Work required ->
No images are to be carried over; print all other material exactly as it stands.

Dataset section ->
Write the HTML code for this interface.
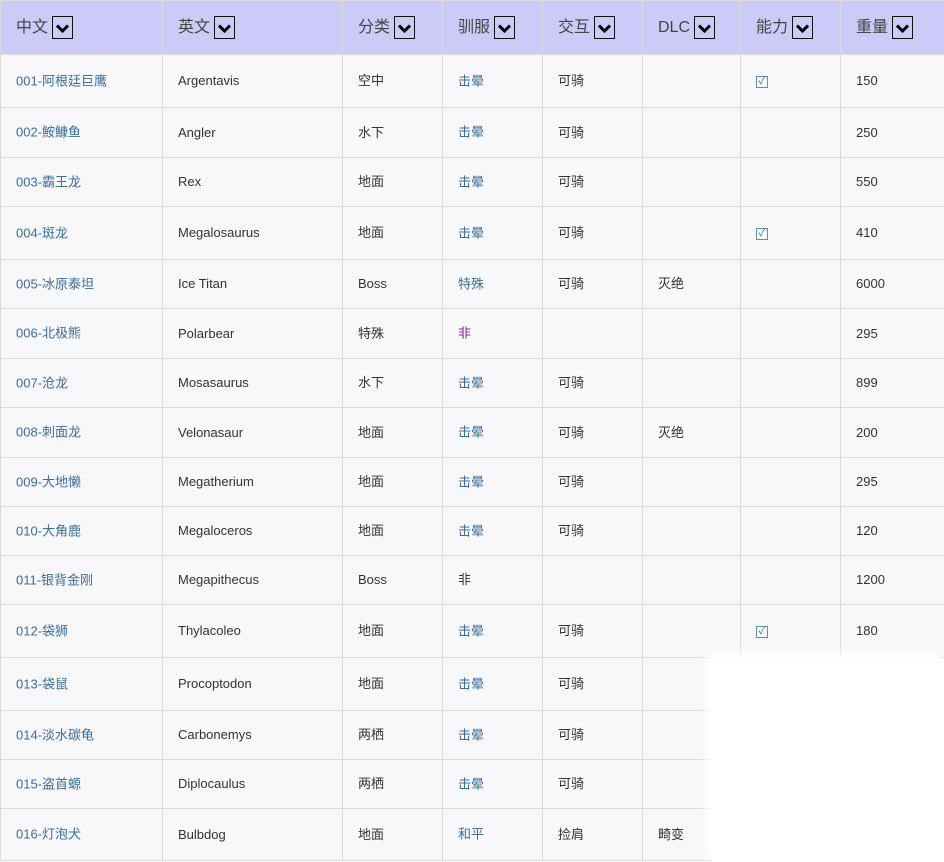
<!DOCTYPE html>
<html><head><meta charset="utf-8"><style>
body{margin:0;width:944px;height:862px;overflow:hidden;background:#fff;font-family:"Liberation Sans","Noto Sans CJK SC",sans-serif;}
table{border-collapse:collapse;table-layout:fixed;width:944px;position:absolute;left:0;top:0;}
td,th{border:1px solid #dcdadf;background:#f8f7f9;padding:0 0 0 15px;font-size:13px;line-height:20px;color:#333;text-align:left;font-weight:normal;white-space:nowrap;overflow:hidden;vertical-align:middle;}
td>*{vertical-align:middle}
th{background:#cccbf8;font-size:16px;line-height:24px;color:#444;height:53px;}
.dd{display:inline-block;width:19px;height:21px;border:1px solid #111;vertical-align:middle;margin-left:4px;position:relative;top:0px;}
.dd svg{position:absolute;left:3px;top:7px}
a{color:#3a6e9c;text-decoration:none}
.v{color:#7a2a8a}
.ck{display:inline-block;width:10px;height:10px;border:1px solid #5b8fb5;font-size:10px;line-height:10px;color:#3a6e9c;text-align:center}
.cover{position:absolute;left:712px;top:659px;width:232px;height:203px;background:#fff;box-shadow:-4px -4px 8px 2px #fff}
</style></head><body>
<table>
<colgroup><col style="width:162px"><col style="width:180px"><col style="width:100px"><col style="width:100px"><col style="width:100px"><col style="width:98px"><col style="width:100px"><col style="width:104px"></colgroup>
<tr>
<th>中文<span class="dd"><svg width="13" height="9"><path d="M1 1.5L6.5 7L12 1.5" stroke="#000" stroke-width="3" fill="none"/></svg></span></th>
<th>英文<span class="dd"><svg width="13" height="9"><path d="M1 1.5L6.5 7L12 1.5" stroke="#000" stroke-width="3" fill="none"/></svg></span></th>
<th>分类<span class="dd"><svg width="13" height="9"><path d="M1 1.5L6.5 7L12 1.5" stroke="#000" stroke-width="3" fill="none"/></svg></span></th>
<th>驯服<span class="dd"><svg width="13" height="9"><path d="M1 1.5L6.5 7L12 1.5" stroke="#000" stroke-width="3" fill="none"/></svg></span></th>
<th>交互<span class="dd"><svg width="13" height="9"><path d="M1 1.5L6.5 7L12 1.5" stroke="#000" stroke-width="3" fill="none"/></svg></span></th>
<th>DLC<span class="dd"><svg width="13" height="9"><path d="M1 1.5L6.5 7L12 1.5" stroke="#000" stroke-width="3" fill="none"/></svg></span></th>
<th>能力<span class="dd"><svg width="13" height="9"><path d="M1 1.5L6.5 7L12 1.5" stroke="#000" stroke-width="3" fill="none"/></svg></span></th>
<th>重量<span class="dd"><svg width="13" height="9"><path d="M1 1.5L6.5 7L12 1.5" stroke="#000" stroke-width="3" fill="none"/></svg></span></th>
</tr>
<tr style="height:53px"><td><a>001-阿根廷巨鹰</a></td><td>Argentavis</td><td>空中</td><td><a>击晕</a></td><td>可骑</td><td></td><td><span class="ck">✓</span></td><td>150</td></tr>
<tr style="height:50px"><td><a>002-鮟鱇鱼</a></td><td>Angler</td><td>水下</td><td><a>击晕</a></td><td>可骑</td><td></td><td></td><td>250</td></tr>
<tr style="height:49px"><td><a>003-霸王龙</a></td><td>Rex</td><td>地面</td><td><a>击晕</a></td><td>可骑</td><td></td><td></td><td>550</td></tr>
<tr style="height:53px"><td><a>004-斑龙</a></td><td>Megalosaurus</td><td>地面</td><td><a>击晕</a></td><td>可骑</td><td></td><td><span class="ck">✓</span></td><td>410</td></tr>
<tr style="height:49px"><td><a>005-冰原泰坦</a></td><td>Ice Titan</td><td>Boss</td><td><a>特殊</a></td><td>可骑</td><td>灭绝</td><td></td><td>6000</td></tr>
<tr style="height:50px"><td><a>006-北极熊</a></td><td>Polarbear</td><td>特殊</td><td><a class="v">非</a></td><td></td><td></td><td></td><td>295</td></tr>
<tr style="height:49px"><td><a>007-沧龙</a></td><td>Mosasaurus</td><td>水下</td><td><a>击晕</a></td><td>可骑</td><td></td><td></td><td>899</td></tr>
<tr style="height:50px"><td><a>008-刺面龙</a></td><td>Velonasaur</td><td>地面</td><td><a>击晕</a></td><td>可骑</td><td>灭绝</td><td></td><td>200</td></tr>
<tr style="height:49px"><td><a>009-大地懒</a></td><td>Megatherium</td><td>地面</td><td><a>击晕</a></td><td>可骑</td><td></td><td></td><td>295</td></tr>
<tr style="height:49px"><td><a>010-大角鹿</a></td><td>Megaloceros</td><td>地面</td><td><a>击晕</a></td><td>可骑</td><td></td><td></td><td>120</td></tr>
<tr style="height:49px"><td><a>011-银背金刚</a></td><td>Megapithecus</td><td>Boss</td><td>非</td><td></td><td></td><td></td><td>1200</td></tr>
<tr style="height:53px"><td><a>012-袋狮</a></td><td>Thylacoleo</td><td>地面</td><td><a>击晕</a></td><td>可骑</td><td></td><td><span class="ck">✓</span></td><td>180</td></tr>
<tr style="height:53px"><td><a>013-袋鼠</a></td><td>Procoptodon</td><td>地面</td><td><a>击晕</a></td><td>可骑</td><td></td><td></td><td></td></tr>
<tr style="height:49px"><td><a>014-淡水碳龟</a></td><td>Carbonemys</td><td>两栖</td><td><a>击晕</a></td><td>可骑</td><td></td><td></td><td></td></tr>
<tr style="height:49px"><td><a>015-盗首螈</a></td><td>Diplocaulus</td><td>两栖</td><td><a>击晕</a></td><td>可骑</td><td></td><td></td><td></td></tr>
<tr style="height:52px"><td><a>016-灯泡犬</a></td><td>Bulbdog</td><td>地面</td><td><a>和平</a></td><td>捡肩</td><td>畸变</td><td></td><td></td></tr>
</table>
<div class="cover"></div>
</body></html>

Full output ->
Write the HTML code for this interface.
<!DOCTYPE html>
<html><head><meta charset="utf-8"><style>
body{margin:0;width:944px;height:862px;overflow:hidden;background:#fff;font-family:"Liberation Sans","Noto Sans CJK SC",sans-serif;}
table{border-collapse:collapse;table-layout:fixed;width:944px;position:absolute;left:0;top:0;}
td,th{border:1px solid #dcdadf;background:#f8f7f9;padding:0 0 0 15px;font-size:13px;line-height:20px;color:#333;text-align:left;font-weight:normal;white-space:nowrap;overflow:hidden;vertical-align:middle;}
td>*{vertical-align:middle}
th{background:#cccbf8;font-size:16px;line-height:24px;color:#444;height:53px;}
.dd{display:inline-block;width:19px;height:21px;border:1px solid #111;vertical-align:middle;margin-left:4px;position:relative;top:0px;}
.dd svg{position:absolute;left:3px;top:7px}
a{color:#3a6e9c;text-decoration:none}
.v{color:#7a2a8a}
.ck{display:inline-block;width:10px;height:10px;border:1px solid #5b8fb5;font-size:10px;line-height:10px;color:#3a6e9c;text-align:center}
.cover{position:absolute;left:712px;top:659px;width:232px;height:203px;background:#fff;box-shadow:-4px -4px 8px 2px #fff}
</style></head><body>
<table>
<colgroup><col style="width:162px"><col style="width:180px"><col style="width:100px"><col style="width:100px"><col style="width:100px"><col style="width:98px"><col style="width:100px"><col style="width:104px"></colgroup>
<tr>
<th>中文<span class="dd"><svg width="13" height="9"><path d="M1 1.5L6.5 7L12 1.5" stroke="#000" stroke-width="3" fill="none"/></svg></span></th>
<th>英文<span class="dd"><svg width="13" height="9"><path d="M1 1.5L6.5 7L12 1.5" stroke="#000" stroke-width="3" fill="none"/></svg></span></th>
<th>分类<span class="dd"><svg width="13" height="9"><path d="M1 1.5L6.5 7L12 1.5" stroke="#000" stroke-width="3" fill="none"/></svg></span></th>
<th>驯服<span class="dd"><svg width="13" height="9"><path d="M1 1.5L6.5 7L12 1.5" stroke="#000" stroke-width="3" fill="none"/></svg></span></th>
<th>交互<span class="dd"><svg width="13" height="9"><path d="M1 1.5L6.5 7L12 1.5" stroke="#000" stroke-width="3" fill="none"/></svg></span></th>
<th>DLC<span class="dd"><svg width="13" height="9"><path d="M1 1.5L6.5 7L12 1.5" stroke="#000" stroke-width="3" fill="none"/></svg></span></th>
<th>能力<span class="dd"><svg width="13" height="9"><path d="M1 1.5L6.5 7L12 1.5" stroke="#000" stroke-width="3" fill="none"/></svg></span></th>
<th>重量<span class="dd"><svg width="13" height="9"><path d="M1 1.5L6.5 7L12 1.5" stroke="#000" stroke-width="3" fill="none"/></svg></span></th>
</tr>
<tr style="height:53px"><td><a>001-阿根廷巨鹰</a></td><td>Argentavis</td><td>空中</td><td><a>击晕</a></td><td>可骑</td><td></td><td><span class="ck">✓</span></td><td>150</td></tr>
<tr style="height:50px"><td><a>002-鮟鱇鱼</a></td><td>Angler</td><td>水下</td><td><a>击晕</a></td><td>可骑</td><td></td><td></td><td>250</td></tr>
<tr style="height:49px"><td><a>003-霸王龙</a></td><td>Rex</td><td>地面</td><td><a>击晕</a></td><td>可骑</td><td></td><td></td><td>550</td></tr>
<tr style="height:53px"><td><a>004-斑龙</a></td><td>Megalosaurus</td><td>地面</td><td><a>击晕</a></td><td>可骑</td><td></td><td><span class="ck">✓</span></td><td>410</td></tr>
<tr style="height:49px"><td><a>005-冰原泰坦</a></td><td>Ice Titan</td><td>Boss</td><td><a>特殊</a></td><td>可骑</td><td>灭绝</td><td></td><td>6000</td></tr>
<tr style="height:50px"><td><a>006-北极熊</a></td><td>Polarbear</td><td>特殊</td><td><a class="v">非</a></td><td></td><td></td><td></td><td>295</td></tr>
<tr style="height:49px"><td><a>007-沧龙</a></td><td>Mosasaurus</td><td>水下</td><td><a>击晕</a></td><td>可骑</td><td></td><td></td><td>899</td></tr>
<tr style="height:50px"><td><a>008-刺面龙</a></td><td>Velonasaur</td><td>地面</td><td><a>击晕</a></td><td>可骑</td><td>灭绝</td><td></td><td>200</td></tr>
<tr style="height:49px"><td><a>009-大地懒</a></td><td>Megatherium</td><td>地面</td><td><a>击晕</a></td><td>可骑</td><td></td><td></td><td>295</td></tr>
<tr style="height:49px"><td><a>010-大角鹿</a></td><td>Megaloceros</td><td>地面</td><td><a>击晕</a></td><td>可骑</td><td></td><td></td><td>120</td></tr>
<tr style="height:49px"><td><a>011-银背金刚</a></td><td>Megapithecus</td><td>Boss</td><td>非</td><td></td><td></td><td></td><td>1200</td></tr>
<tr style="height:53px"><td><a>012-袋狮</a></td><td>Thylacoleo</td><td>地面</td><td><a>击晕</a></td><td>可骑</td><td></td><td><span class="ck">✓</span></td><td>180</td></tr>
<tr style="height:53px"><td><a>013-袋鼠</a></td><td>Procoptodon</td><td>地面</td><td><a>击晕</a></td><td>可骑</td><td></td><td></td><td></td></tr>
<tr style="height:49px"><td><a>014-淡水碳龟</a></td><td>Carbonemys</td><td>两栖</td><td><a>击晕</a></td><td>可骑</td><td></td><td></td><td></td></tr>
<tr style="height:49px"><td><a>015-盗首螈</a></td><td>Diplocaulus</td><td>两栖</td><td><a>击晕</a></td><td>可骑</td><td></td><td></td><td></td></tr>
<tr style="height:52px"><td><a>016-灯泡犬</a></td><td>Bulbdog</td><td>地面</td><td><a>和平</a></td><td>捡肩</td><td>畸变</td><td></td><td></td></tr>
</table>
<div class="cover"></div>
</body></html>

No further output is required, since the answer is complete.